═════ Records shown

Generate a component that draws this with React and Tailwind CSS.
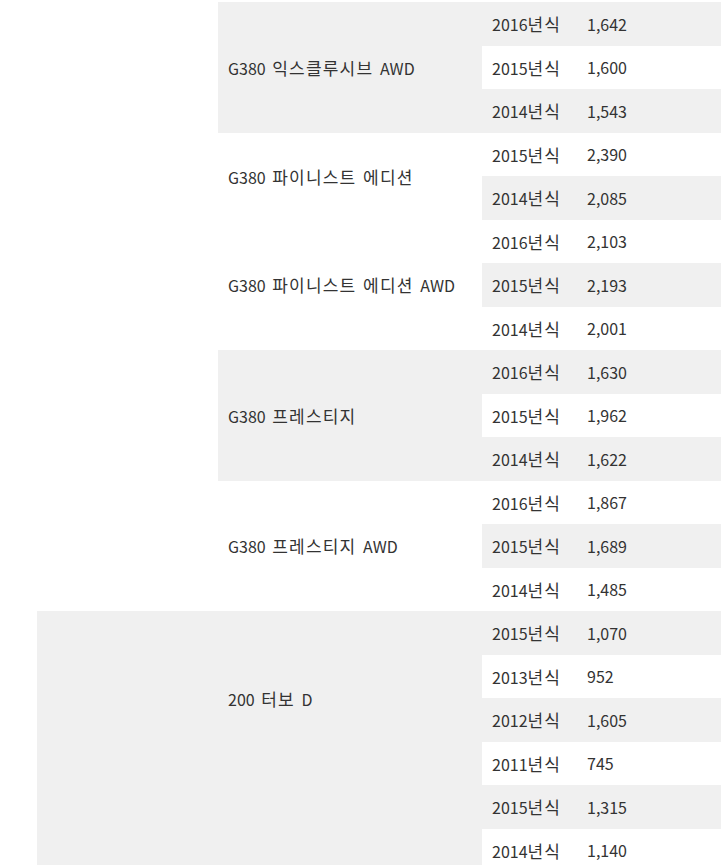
import React from "react";

const models = [
  { name: "G380 익스클루시브 AWD", start: 0, rows: [["2016년식", "1,642"], ["2015년식", "1,600"], ["2014년식", "1,543"]] },
  { name: "G380 파이니스트 에디션", start: 3, rows: [["2015년식", "2,390"], ["2014년식", "2,085"]] },
  { name: "G380 파이니스트 에디션 AWD", start: 5, rows: [["2016년식", "2,103"], ["2015년식", "2,193"], ["2014년식", "2,001"]] },
  { name: "G380 프레스티지", start: 8, rows: [["2016년식", "1,630"], ["2015년식", "1,962"], ["2014년식", "1,622"]] },
  { name: "G380 프레스티지 AWD", start: 11, rows: [["2016년식", "1,867"], ["2015년식", "1,689"], ["2014년식", "1,485"]] },
  { name: "200 터보 D", start: 14, rows: [["2015년식", "1,070"], ["2013년식", "952"], ["2012년식", "1,605"], ["2011년식", "745"]] },
  { name: "", start: 18, rows: [["2015년식", "1,315"], ["2014년식", "1,140"], ["", ""], ["", ""]] },
];

function Txt({ children }) {
  const parts = String(children).split(/([\uac00-\ud7a3]+)/);
  return (
    <span className="[word-spacing:3px]">
      {parts.map((p, i) =>
        /[\uac00-\ud7a3]/.test(p) ? (
          <span key={i} className="text-[17px] tracking-[1.2px]">{p}</span>
        ) : (
          <span key={i}>{p}</span>
        )
      )}
    </span>
  );
}

function Row({ idx, year, price }) {
  const bg = idx % 2 === 0 ? "bg-[#f0f0f0]" : "bg-white";
  return (
    <div className={`flex h-[43.5px] ${bg}`}>
      <div className="w-[95px] flex items-center px-[10px]">
        <Txt>{year}</Txt>
      </div>
      <div className="w-[144px] flex items-center px-[10px]">
        <Txt>{price}</Txt>
      </div>
    </div>
  );
}

export default function App() {
  return (
    <div className="w-[728px] h-[865px] overflow-hidden bg-white">
      <div className="ml-[37px] mt-[2px] w-[684px] flex text-[16px] leading-none text-[#333333] font-['Noto_Sans_CJK_KR','Noto_Sans',sans-serif]">
        <div className="w-[181px] flex flex-col">
          <div className="h-[609px] bg-white" />
          <div className="flex-1 bg-[#f0f0f0]" />
        </div>
        <div className="flex-1 flex flex-col">
          {models.map((m, mi) => (
            <div key={mi} className="flex">
              <div
                className={`w-[264px] flex items-center px-[10px] ${
                  m.start % 2 === 0 ? "bg-[#f0f0f0]" : "bg-white"
                }`}
              >
                <Txt>{m.name}</Txt>
              </div>
              <div className="flex-1 flex flex-col">
                {m.rows.map((r, ri) => (
                  <Row key={ri} idx={m.start + ri} year={r[0]} price={r[1]} />
                ))}
              </div>
            </div>
          ))}
        </div>
      </div>
    </div>
  );
}
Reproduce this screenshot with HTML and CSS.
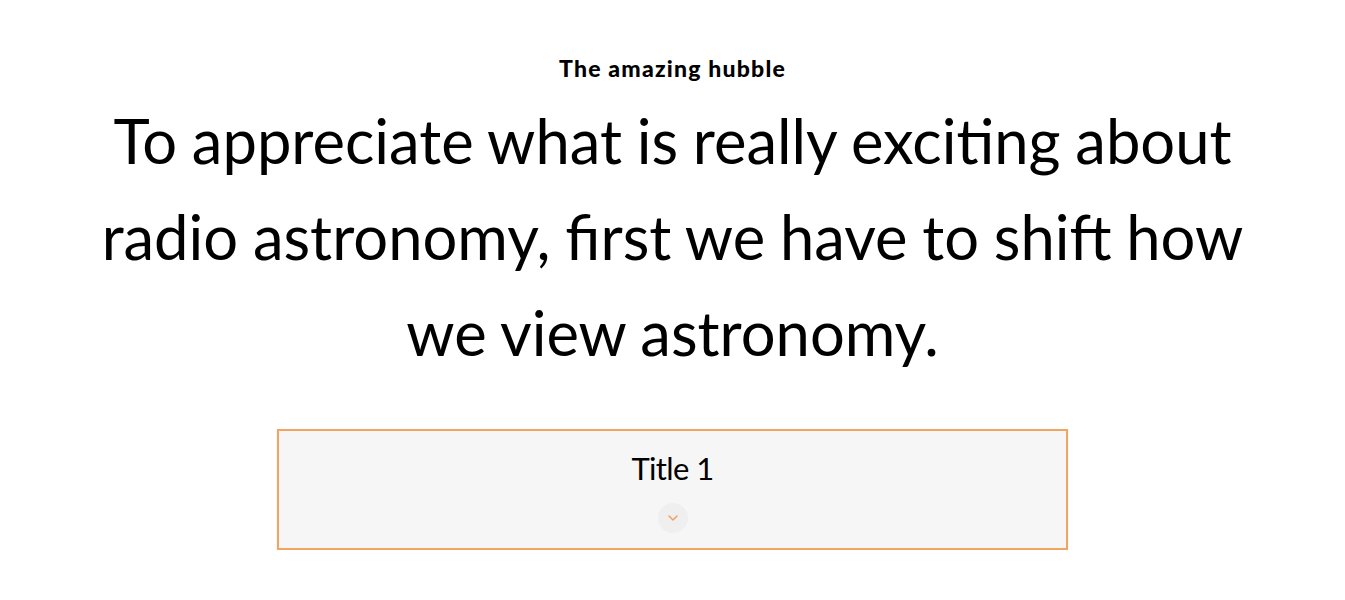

══════════

Instruction: Count how many lines in the data above hold the string "React", and give the number with no other words.

Output for this exercise: 2